We believe that our results show how data caching on a network interface can prove valuable for many web servers. For long simulations we demonstrated throughput improvement of up to 10.89% and for small simulations, an increase in throughput of up to 19.45%. Our hypothesis of adding more memory to achieve even greater gains was supported by our results. As long as the memory is large enough to hold a considerable amount of the request data, server performance will benefit. The large decreases in PCI bus traffic also bolster the argument for implementing this system. However, we do believe our simulation's accuracy may need to be refined based on the CPU and NP processing times.
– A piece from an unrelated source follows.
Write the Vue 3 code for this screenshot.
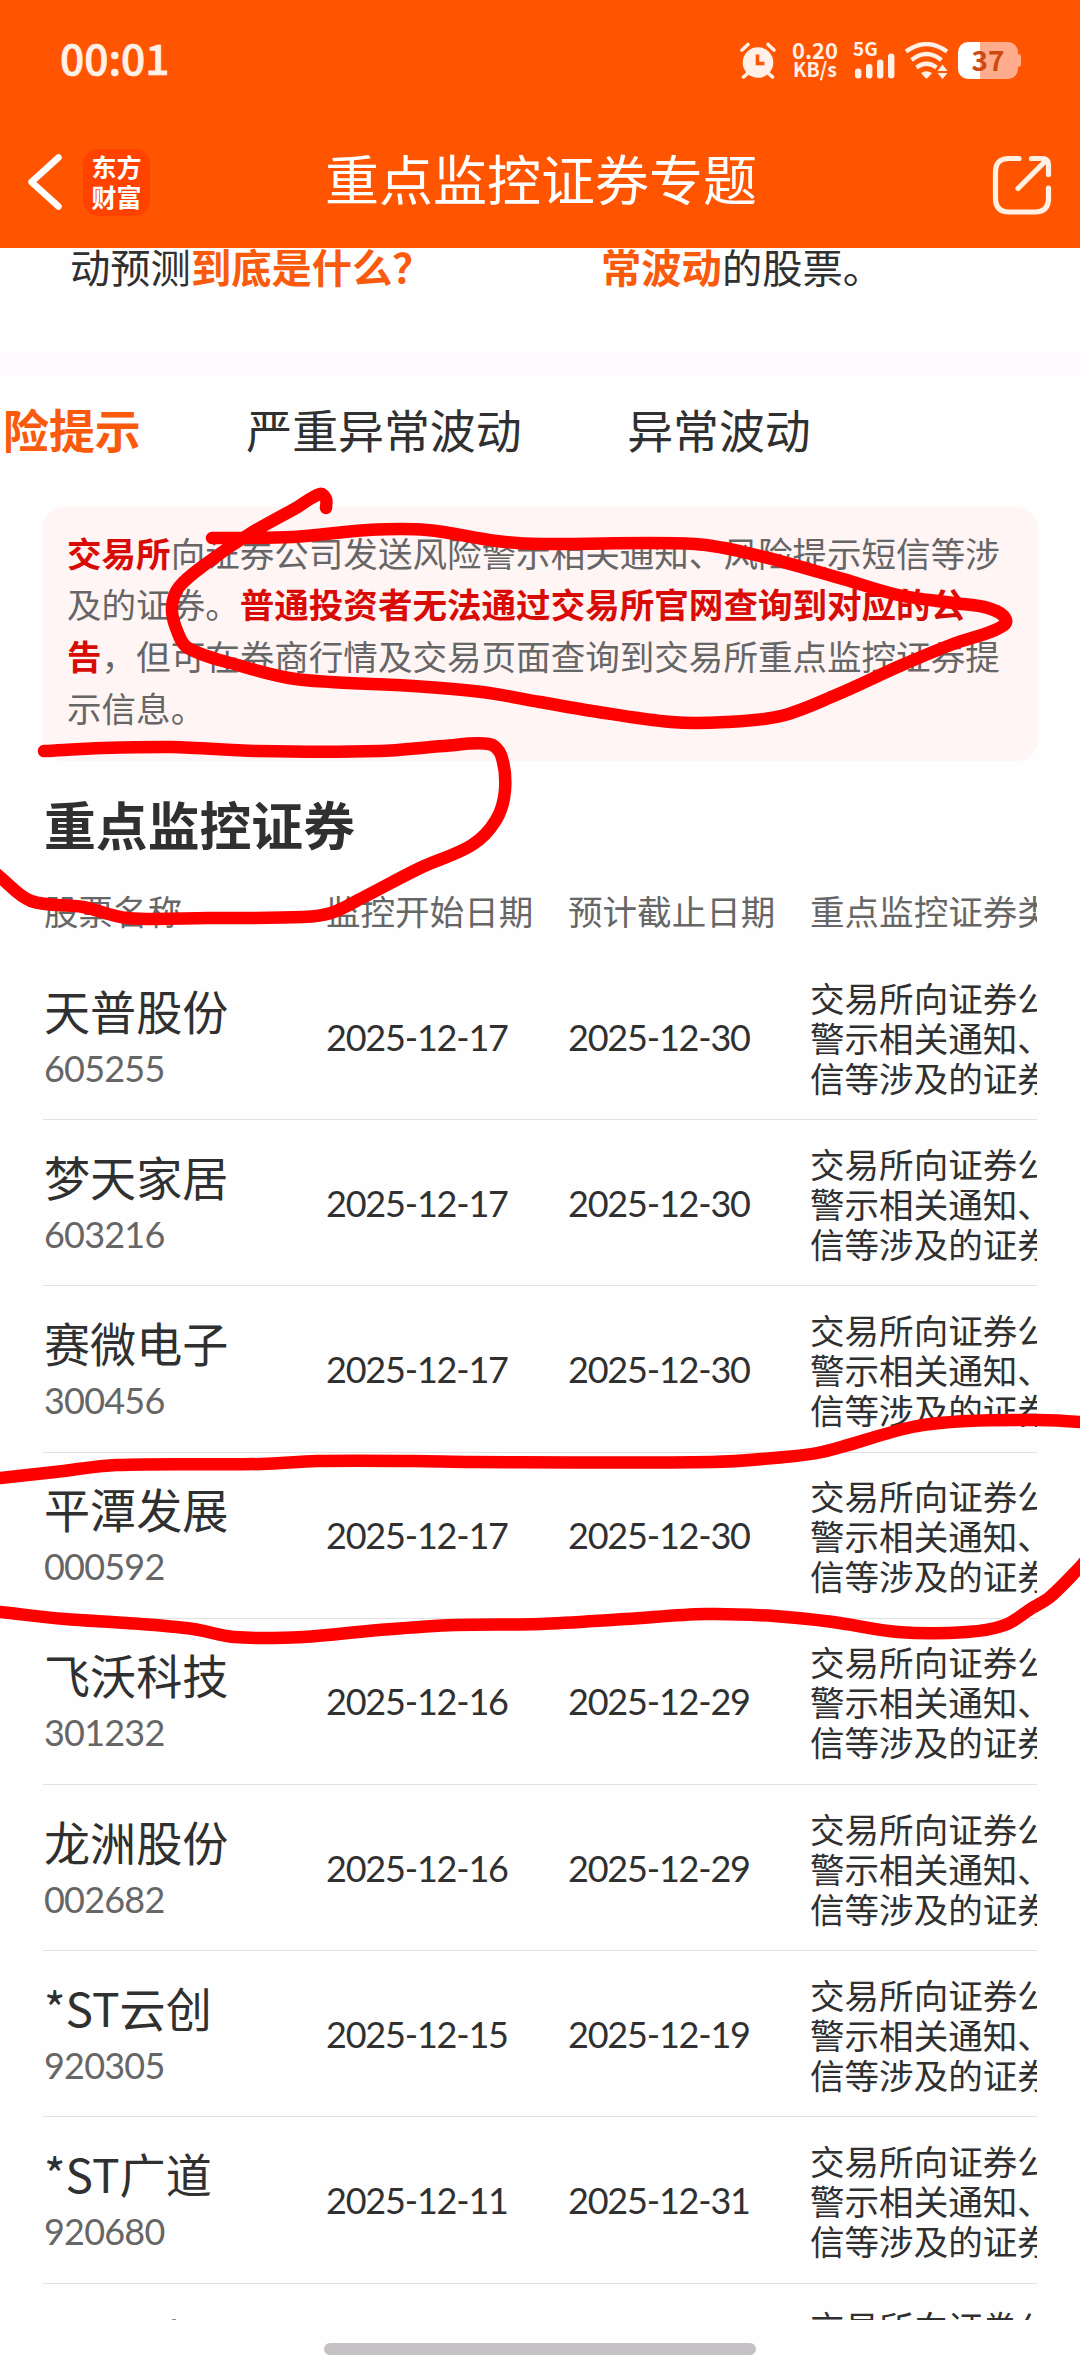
<script setup>
import { computed } from 'vue';

const tabs = [
    { label: '险提示', active: true },
    { label: '严重异常波动', active: false },
    { label: '异常波动', active: false }
];

const columns = ['股票名称', '监控开始日期', '预计截止日期', '重点监控证券类型'];

const reason = ['交易所向证券公司', '警示相关通知、', '信等涉及的证券。'];

const stocks = [
    { name: '天普股份', code: '605255', start: '2025-12-17', end: '2025-12-30' },
    { name: '梦天家居', code: '603216', start: '2025-12-17', end: '2025-12-30' },
    { name: '赛微电子', code: '300456', start: '2025-12-17', end: '2025-12-30' },
    { name: '平潭发展', code: '000592', start: '2025-12-17', end: '2025-12-30' },
    { name: '飞沃科技', code: '301232', start: '2025-12-16', end: '2025-12-29' },
    { name: '龙洲股份', code: '002682', start: '2025-12-16', end: '2025-12-29' },
    { name: '*ST云创', code: '920305', start: '2025-12-15', end: '2025-12-19' },
    { name: '*ST广道', code: '920680', start: '2025-12-11', end: '2025-12-31' }
];

// hand drawn marks, as pen positions on the screen
const marks = [
    [
        [326, 508], [326, 499], [320, 494], [296, 508], [251, 533], [207, 563], [179, 587], [172, 607],
        [176, 628], [188, 648], [241, 666], [289, 678], [331, 682], [413, 686], [482, 692],
        [540, 702], [592, 711], [671, 722], [726, 722], [781, 716], [836, 695], [902, 665],
        [953, 644], [995, 630], [1006, 620], [988, 608], [953, 603], [898, 595], [843, 579],
        [760, 556], [695, 544], [540, 544], [496, 541], [427, 530], [368, 530], [293, 537], [212, 538]
    ],
    [
        [44, 751], [103, 748], [172, 747], [258, 751], [379, 751], [444, 746], [489, 744],
        [501, 755], [505, 790], [496, 820], [472, 845], [420, 868], [362, 898], [331, 913],
        [303, 917], [207, 918], [127, 918], [83, 907], [31, 901], [0, 877], [-10, 868]
    ],
    [
        [-10, 1479], [0, 1478], [55, 1472], [117, 1465], [262, 1464], [317, 1461], [413, 1461],
        [472, 1462], [712, 1462], [774, 1458], [822, 1452], [912, 1427], [967, 1421],
        [1039, 1420], [1080, 1422], [1092, 1424]
    ],
    [
        [-10, 1611], [0, 1612], [65, 1619], [127, 1623], [193, 1629], [234, 1637], [303, 1637],
        [379, 1630], [455, 1625], [540, 1624], [626, 1619], [705, 1614], [774, 1616],
        [833, 1622], [898, 1632], [967, 1632], [1005, 1625], [1032, 1608], [1050, 1597],
        [1080, 1567], [1090, 1555]
    ]
];

function smooth(pts) {
    let d = `M${pts[0][0]} ${pts[0][1]}`;
    for (let i = 0; i < pts.length - 1; i++) {
        const p0 = pts[i - 1] || pts[i];
        const p1 = pts[i];
        const p2 = pts[i + 1];
        const p3 = pts[i + 2] || p2;
        // handles are kept short so uneven spacing doesn't overshoot
        const len = Math.hypot(p2[0] - p1[0], p2[1] - p1[1]);
        const t1 = Math.hypot(p2[0] - p0[0], p2[1] - p0[1]) || 1;
        const t2 = Math.hypot(p3[0] - p1[0], p3[1] - p1[1]) || 1;
        const k = len / 3;
        const c1 = [p1[0] + ((p2[0] - p0[0]) / t1) * k, p1[1] + ((p2[1] - p0[1]) / t1) * k];
        const c2 = [p2[0] - ((p3[0] - p1[0]) / t2) * k, p2[1] - ((p3[1] - p1[1]) / t2) * k];
        d += ` C${[...c1, ...c2, ...p2].map(n => n.toFixed(1)).join(' ')}`;
    }
    return d;
}

const markPaths = computed(() => marks.map(smooth));
</script>

<template>
    <div class="screen">
        <header class="header">
            <div class="status-bar">
                <span class="clock">00:01</span>
                <div class="status-icons">
                    <svg class="alarm" width="36" height="37" viewBox="0 0 36 37">
                        <circle cx="18" cy="20.5" r="15.3" fill="#fff0e8" />
                        <path d="M2 8 L8 2.5 M34 8 L28 2.5 M3.5 35 L8 31 M32.5 35 L28 31" stroke="#fff0e8" stroke-width="3.6" stroke-linecap="round" />
                        <path d="M17.5 12.5 V21.5 H24.5" fill="none" stroke="#ff5500" stroke-width="3.6" />
                    </svg>
                    <div class="speed">
                        <span class="speed-num">0.20</span>
                        <span class="speed-unit">KB/s</span>
                    </div>
                    <div class="signal">
                        <span class="signal-label">5G</span>
                        <svg class="signal-bars" width="42" height="26" viewBox="0 0 42 26">
                            <rect x="2" y="15.5" width="6.4" height="10" rx="3" fill="#fff0e8" />
                            <rect x="13" y="11" width="6.4" height="14.5" rx="3" fill="#fff0e8" />
                            <rect x="24" y="6.5" width="6.4" height="19" rx="3" fill="#fff0e8" />
                            <rect x="35" y="0.5" width="6.4" height="25" rx="3" fill="#fff0e8" />
                        </svg>
                    </div>
                    <svg class="wifi" width="46" height="37" viewBox="0 0 46 37">
                        <path d="M2 9.5 Q22.5 -5.5 43 9.5" fill="none" stroke="#fff0e8" stroke-width="4.2" />
                        <path d="M7.5 18 Q22.5 6 37.5 18" fill="none" stroke="#fff0e8" stroke-width="4.2" />
                        <path d="M12.5 25.5 Q22.5 18 32.5 25.5" fill="none" stroke="#fff0e8" stroke-width="4.2" />
                        <path d="M17 31 Q22.5 27.5 28 31 L23.8 35.8 Q22.5 37 21.2 35.8 Z" fill="#fff0e8" />
                        <path d="M38.5 22.5 L43.5 29 H33.5 Z M33.5 31 H43.5 L38.5 37 Z" fill="#fff0e8" />
                    </svg>
                    <div class="battery">
                        <span class="battery-text">37</span>
                    </div>
                    <span class="battery-tip"></span>
                </div>
            </div>
            <div class="nav-bar">
                <div class="nav-left">
                    <svg width="36" height="58" viewBox="0 0 36 58">
                        <path d="M31.5 4.5 L4.500 29 L31.5 53.5" fill="none" stroke="#fff" stroke-width="6.5" stroke-linecap="round" stroke-linejoin="round" />
                    </svg>
                    <div class="logo">
                        <span>东方</span>
                        <span>财富</span>
                    </div>
                </div>
                <h1 class="title">重点监控证券专题</h1>
                <svg class="share" width="60" height="60" viewBox="0 0 60 60">
                    <path
                        d="M27 3.5 H17 Q3.5 3.5 3.5 17 V43 Q3.5 57 17 57 H43 Q56.5 57 56.5 43 V33 M39.5 3.5 H50 Q56.5 3.5 56.5 10 V19.5 M54.5 5 L26 33.5"
                        fill="none" stroke="#fff0e4" stroke-width="5.2" stroke-linecap="round" />
                </svg>
            </div>
        </header>

        <main class="content">
            <section class="intro">
                <p class="intro-item">动预测<b>到底是什么？</b></p>
                <p class="intro-item"><b>常波动</b>的股票。</p>
            </section>
            <div class="divider"></div>
            <nav class="tabs">
                <span v-for="tab in tabs" :key="tab.label" class="tab" :class="{ active: tab.active }">{{ tab.label }}</span>
            </nav>

            <section class="notice">
                <b>交易所</b>向证券公司发送风险警示相关通知、风险提示短信等涉<br />及的证券。<b>普通投资者无法通过交易所官网查询到对应的公<br />告</b>，但可在券商行情及交易页面查询到交易所重点监控证券提<br />示信息。
            </section>

            <h2 class="section-title">重点监控证券</h2>

            <div class="table">
                <div class="row head">
                    <span v-for="col in columns" :key="col">{{ col }}</span>
                </div>
                <div v-for="stock in stocks" :key="stock.code" class="row">
                    <div class="stock">
                        <span class="stock-name">{{ stock.name }}</span>
                        <span class="stock-code">{{ stock.code }}</span>
                    </div>
                    <span class="date">{{ stock.start }}</span>
                    <span class="date">{{ stock.end }}</span>
                    <div class="reason">
                        <span v-for="line in reason" :key="line">{{ line }}</span>
                    </div>
                </div>
                <!-- next row, only its top edge is scrolled into view -->
                <div class="row">
                    <div class="peek"></div>
                    <span></span>
                    <span></span>
                    <div class="reason">
                        <span v-for="line in reason" :key="line">{{ line }}</span>
                    </div>
                </div>
            </div>
        </main>

        <footer class="gesture">
            <span class="gesture-bar"></span>
        </footer>

        <svg class="marks" width="1080" height="2376" viewBox="0 0 1080 2376">
            <path v-for="(d, i) in markPaths" :key="i" :d="d" />
        </svg>
    </div>
</template>

<style>
body {
    margin: 0;
    background: #fefefe;
}
</style>

<style scoped>
.screen {
    position: relative;
    display: flex;
    flex-direction: column;
    width: 1080px;
    height: 2376px;
    overflow: hidden;
    background: #fefefe;
    color: #303030;
    font-family: "Noto Sans CJK SC", sans-serif;
}

.header {
    flex: none;
    height: 248px;
    background: #ff5500;
    color: #fff;
}

.status-bar {
    display: flex;
    align-items: center;
    justify-content: space-between;
    height: 120px;
    padding: 0 59px 0 60px;
    box-sizing: border-box;
}

.clock {
    padding-bottom: 7px;
    font-size: 42.5px;
    line-height: 60px;
    font-weight: 500;
    color: #fff0e8;
    -webkit-text-stroke: 0.7px #fff0e8;
}

.status-icons {
    display: flex;
    align-items: center;
    height: 37px;
}

.speed {
    display: flex;
    flex-direction: column;
    align-items: center;
    width: 46px;
    margin-left: 16px;
    padding-bottom: 2px;
    font-weight: 700;
    color: #fff0e8;
}

.speed-num {
    font-size: 22px;
    line-height: 20px;
}

.speed-unit {
    font-size: 19.5px;
    line-height: 20px;
}

.signal {
    display: flex;
    flex-direction: column;
    width: 42px;
    height: 37px;
    margin-left: 15px;
}

.signal-label {
    height: 11px;
    font-size: 19px;
    line-height: 11px;
    font-weight: 700;
    color: #fff0e8;
}

.wifi {
    margin-left: 9px;
}

.battery {
    display: flex;
    align-items: center;
    justify-content: center;
    width: 60px;
    height: 37px;
    margin-left: 8px;
    border-radius: 10px;
    background: linear-gradient(to right, #fff 22px, #ffac8c 22px);
}

.battery-text {
    padding-bottom: 3px;
    font-size: 28px;
    line-height: 34px;
    font-weight: 700;
    color: #cc4a12;
}

.battery-tip {
    width: 3px;
    height: 13px;
    border-radius: 0 3px 3px 0;
    background: #ffac8c;
}

.nav-bar {
    display: grid;
    grid-template-columns: 1fr auto 1fr;
    align-items: center;
    height: 124px;
    padding: 0 28px 0 27px;
}

.nav-left {
    display: flex;
    align-items: center;
    gap: 20px;
}

.logo {
    display: flex;
    flex-direction: column;
    align-items: center;
    justify-content: center;
    width: 67px;
    height: 67px;
    padding-bottom: 3px;
    box-sizing: border-box;
    border-radius: 15px;
    background: #ff4200;
    font-size: 25px;
    line-height: 30px;
    font-weight: 700;
}

.title {
    margin: 0;
    padding: 0 0 8px 3px;
    font-size: 54px;
    line-height: 80px;
    font-weight: 400;
}

.share {
    justify-self: end;
    margin-top: 5px;
}

.content {
    flex: 1;
    min-height: 0;
    overflow: hidden;
}

.intro {
    display: grid;
    grid-template-columns: 531px 1fr;
    height: 104px;
    padding-left: 70px;
}

.intro-item {
    margin: 0;
    font-size: 40.3px;
    line-height: 36px;
    white-space: nowrap;
}

.intro-item b {
    color: #f95a0c;
}

.divider {
    height: 24px;
    background: #fdf9fe;
}

.tabs {
    display: flex;
    gap: 105.6px;
    height: 131px;
    padding-left: 3px;
    font-size: 45.9px;
    line-height: 105px;
    white-space: nowrap;
}

.tab.active {
    color: #f95a0c;
    font-weight: 700;
}

.notice {
    height: 254px;
    margin: 0 43px;
    padding: 19.5px 0 0 24px;
    box-sizing: border-box;
    border-radius: 20px;
    background: #fff5f5;
    font-size: 34.56px;
    line-height: 51.84px;
    white-space: nowrap;
    color: #666;
}

.notice b {
    color: #d90b06;
}

.section-title {
    margin: 0 43px 0 44px;
    height: 109px;
    font-size: 51.84px;
    line-height: 126px;
    font-weight: 700;
}

.table {
    margin: 0 43px;
    overflow: hidden;
}

.row {
    display: grid;
    grid-template-columns: 282px 242px 242px 300px;
    align-items: center;
    height: 166.2px;
    padding-left: 1px;
    box-sizing: border-box;
    border-bottom: 1px solid #e2e2e2;
    white-space: nowrap;
}

.row.head {
    height: 84px;
    padding-bottom: 5px;
    border-bottom: 0;
    font-size: 34.56px;
    color: #666;
}

.stock {
    display: flex;
    flex-direction: column;
    padding-top: 2px;
}

.stock-name {
    font-size: 46.08px;
    line-height: 60px;
}

.stock-code {
    font-family: Lato, "Noto Sans CJK SC", sans-serif;
    font-size: 36px;
    line-height: 56px;
    letter-spacing: -0.8px;
    color: #666;
}

.date {
    font-family: Lato, "Noto Sans CJK SC", sans-serif;
    font-size: 36px;
    letter-spacing: -1.2px;
}

.reason {
    display: flex;
    flex-direction: column;
    font-size: 34.56px;
    line-height: 40px;
}

.peek {
    align-self: start;
    width: 4px;
    height: 2px;
    margin: 35px 0 0 128px;
    background: #888;
}

.gesture {
    display: flex;
    flex: none;
    justify-content: center;
    height: 56px;
    padding-top: 23px;
    box-sizing: border-box;
}

.gesture-bar {
    width: 432px;
    height: 12px;
    border-radius: 6px;
    background: #c6c1c5;
}

/* pen marks lie over the whole page */
.marks {
    position: absolute;
    top: 0;
    left: 0;
    fill: none;
    stroke: #ff0000;
    stroke-width: 12.5px;
    stroke-linecap: round;
    stroke-linejoin: round;
}
</style>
With accurate parameters, we believe our simulator represents a fair model of the overall system. Given more time, we would refine our model to include more details of bus contention, processing time, cache replacement policy, and disk interactions. Furthermore, we believe our simulations would only benefit by adding disk interactions to our system. This concept could prove to be a fast, low cost implementation for improving server performance in the near future.